In Modulus Matrix, then, form follows material more than function. But this is entirely consistent with an epoch in which functional needs change whenever technology changes. In our online age, office buildings have become increasingly redundant while more than ever tiny secondary bedrooms are having to make do as home offices. At the same time, single-parent families are increasingly common, while the housing affordability crisis is forcing more people than ever to join together as roommates.
Conclusion
Buildings designed to satisfy exact functional needs become obsolete more quickly and are more complicated to adapt for reuse than generic buildings.

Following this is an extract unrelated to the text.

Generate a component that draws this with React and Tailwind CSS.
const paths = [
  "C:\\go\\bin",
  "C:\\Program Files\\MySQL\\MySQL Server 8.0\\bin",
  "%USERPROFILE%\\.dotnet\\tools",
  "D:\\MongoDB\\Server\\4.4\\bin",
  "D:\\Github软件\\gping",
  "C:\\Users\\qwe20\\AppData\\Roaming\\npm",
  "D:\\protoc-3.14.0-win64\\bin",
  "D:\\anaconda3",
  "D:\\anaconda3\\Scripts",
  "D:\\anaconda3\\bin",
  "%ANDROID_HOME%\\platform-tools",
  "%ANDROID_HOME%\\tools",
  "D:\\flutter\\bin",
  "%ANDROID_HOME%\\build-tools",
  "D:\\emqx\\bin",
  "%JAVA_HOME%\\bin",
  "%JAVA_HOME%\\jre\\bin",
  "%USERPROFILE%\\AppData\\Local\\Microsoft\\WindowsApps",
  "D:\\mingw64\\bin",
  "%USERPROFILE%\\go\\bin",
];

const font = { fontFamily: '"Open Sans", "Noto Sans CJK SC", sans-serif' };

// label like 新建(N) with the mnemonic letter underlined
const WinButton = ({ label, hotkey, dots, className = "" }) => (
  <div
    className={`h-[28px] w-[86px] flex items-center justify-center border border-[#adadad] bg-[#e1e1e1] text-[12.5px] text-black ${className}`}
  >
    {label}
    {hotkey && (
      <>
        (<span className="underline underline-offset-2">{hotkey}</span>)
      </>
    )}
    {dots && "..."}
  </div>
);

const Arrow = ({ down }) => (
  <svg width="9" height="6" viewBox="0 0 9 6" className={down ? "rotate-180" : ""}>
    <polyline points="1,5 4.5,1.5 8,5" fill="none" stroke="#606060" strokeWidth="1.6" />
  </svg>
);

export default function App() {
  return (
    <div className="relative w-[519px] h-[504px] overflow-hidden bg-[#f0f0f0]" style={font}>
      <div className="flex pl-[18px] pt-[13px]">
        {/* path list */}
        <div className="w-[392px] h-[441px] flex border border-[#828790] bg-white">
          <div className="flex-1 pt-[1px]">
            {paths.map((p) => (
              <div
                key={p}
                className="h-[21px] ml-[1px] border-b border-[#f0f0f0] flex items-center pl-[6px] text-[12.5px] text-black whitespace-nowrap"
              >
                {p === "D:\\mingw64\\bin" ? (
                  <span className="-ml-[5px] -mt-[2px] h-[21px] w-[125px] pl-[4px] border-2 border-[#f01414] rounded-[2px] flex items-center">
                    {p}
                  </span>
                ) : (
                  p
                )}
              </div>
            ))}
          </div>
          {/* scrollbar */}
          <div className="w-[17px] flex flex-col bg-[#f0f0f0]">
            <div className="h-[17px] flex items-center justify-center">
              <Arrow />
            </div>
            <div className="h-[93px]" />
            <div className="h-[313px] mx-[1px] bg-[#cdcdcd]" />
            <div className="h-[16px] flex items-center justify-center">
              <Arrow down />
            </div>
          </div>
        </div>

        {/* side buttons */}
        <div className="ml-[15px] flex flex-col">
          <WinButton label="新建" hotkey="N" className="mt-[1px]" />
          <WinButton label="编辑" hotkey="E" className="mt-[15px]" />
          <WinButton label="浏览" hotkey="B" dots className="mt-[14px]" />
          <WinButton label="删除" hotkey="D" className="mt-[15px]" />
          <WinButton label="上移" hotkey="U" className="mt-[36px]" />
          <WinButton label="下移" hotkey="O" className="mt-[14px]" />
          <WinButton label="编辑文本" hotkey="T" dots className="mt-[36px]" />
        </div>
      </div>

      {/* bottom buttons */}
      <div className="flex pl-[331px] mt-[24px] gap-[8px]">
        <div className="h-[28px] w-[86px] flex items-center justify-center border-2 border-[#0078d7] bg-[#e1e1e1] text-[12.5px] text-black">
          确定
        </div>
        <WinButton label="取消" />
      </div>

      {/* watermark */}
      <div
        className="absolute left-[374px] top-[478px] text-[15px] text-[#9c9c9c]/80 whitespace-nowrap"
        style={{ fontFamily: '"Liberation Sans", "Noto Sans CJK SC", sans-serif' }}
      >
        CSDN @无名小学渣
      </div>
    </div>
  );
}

Hopefully the beautiful library will not become obsolete any time soon, as it would be difficult to adapt to a new use. If construction – much of which follows demolition – emits nearly a third of all carbon emissions, then buildings need to be designed to be much more resilient to functional obsolescence. This suggests buildings that are more flexible and adaptable, and more durable and long-lasting if we also expect them to sequester carbon.
Such building longevity represents a complete turn-around from functionalism, when energy was plentiful and CIAM-inspired demolition in the name of “urban renewal” ensured modern architecture would always reflect the zeitgeist. The urgent need to reduce carbon emissions places the re-usability and longevity of materials at the forefront of architecture – and indeed just about every human activity – be they new materials or ancient materials assembled in new ways, as is the case with mass-timber. However, it is not enough just to replace one material with another. The architectural paradigm needs to be replaced as well.